Os movimentos ecologistas comemoraram a notícia. “É algo fundamental para unir a redução de emissões com o financiamento que seria necessário”, apontou Javier Andaluz. No entanto, este ativista e especialista em negociações climáticas lamentou que “o texto apenas aprova o mecanismo sem lhe atribuir características, funções ou objeto”. Isso significa que será em reuniões futuras que se concretizará uma nova desaceleração dos processos relativos à mitigação da crise climática e seus impactos. Para que isso aconteça, foi fundamental o bloqueio ao BAM realizado pela UE, que não via o novo mecanismo com bons olhos e “impediu a definição de um mandato mais claro do mecanismo para que ele pudesse iniciar imediatamente o seu trabalho; serão necessários pelo menos mais dois anos de diálogo para que isso seja possível”, denunciam desde a Aliança pelo Clima, a maior rede de organizações em prol da luta climática do Estado espanhol.
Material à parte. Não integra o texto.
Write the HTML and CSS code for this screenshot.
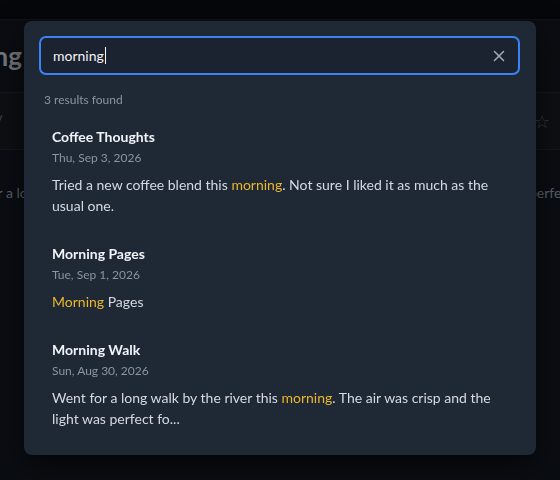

Apesar de o BAM pressupor algo a este respeito – que será necessário esperar para ver como se concretiza –, o financiamento climático, especialmente o dedicado à adaptação e mitigação das alterações climáticas nos países do Sul global, foi outro dos grandes perdedores, como já vinham alertando as organizações da Cimeira dos Povos ao longo da semana. Se em Baku o acordo mínimo alcançado ficou muito aquém das necessidades reais – com apenas 300 mil milhões de dólares de fundos públicos comprometidos até 2035 e uma proposta não concretizada para somar 1,3 biliões através de financiamento privado, que foi uma promessa vazia, longe dos 10 biliões que se estimam necessários – o grupo dedicado a discutir o chamado Roteiro de Baku a Belém (B2B) para aumentar esse financiamento não conseguiu muitos avanços concretos. O texto pede às Partes que tripliquem o financiamento para a adaptação climática do Sul global nos próximos dez anos, o que representa um retrocesso em relação ao primeiro rascunho apresentado, que falava de 2030 e não de 2035.
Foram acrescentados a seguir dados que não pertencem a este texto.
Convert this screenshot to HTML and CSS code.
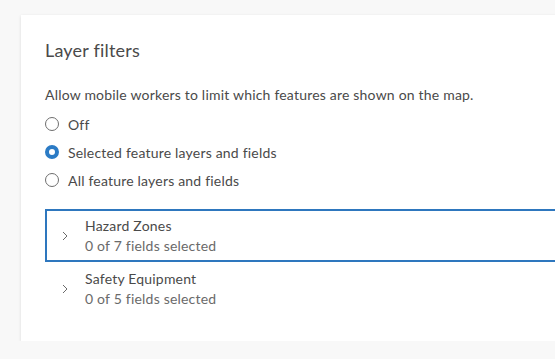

Sem um roteiro para o fim dos combustíveis fósseis nem um plano concreto para deter a desflorestação – as duas apostas iniciais da presidência –, o acordo final, apesar de ter sido assinado pelos participantes, representa uma vitória das posições mais retrógradas e um fracasso para a ação de combate às alterações climáticas. Como observou Luca Bergamaschi, cofundador do think tank italiano Ecco Climate “esta foi a COP das duras verdades: a ação climática multilateral continua viva, mas a um ritmo demasiado lento para colmatar a lacuna em direção à segurança climática”.
Pablo Rivas é Coordenador de Clima e Meio Ambiente no jornal online El Salto. Artigo publicado em El Salto.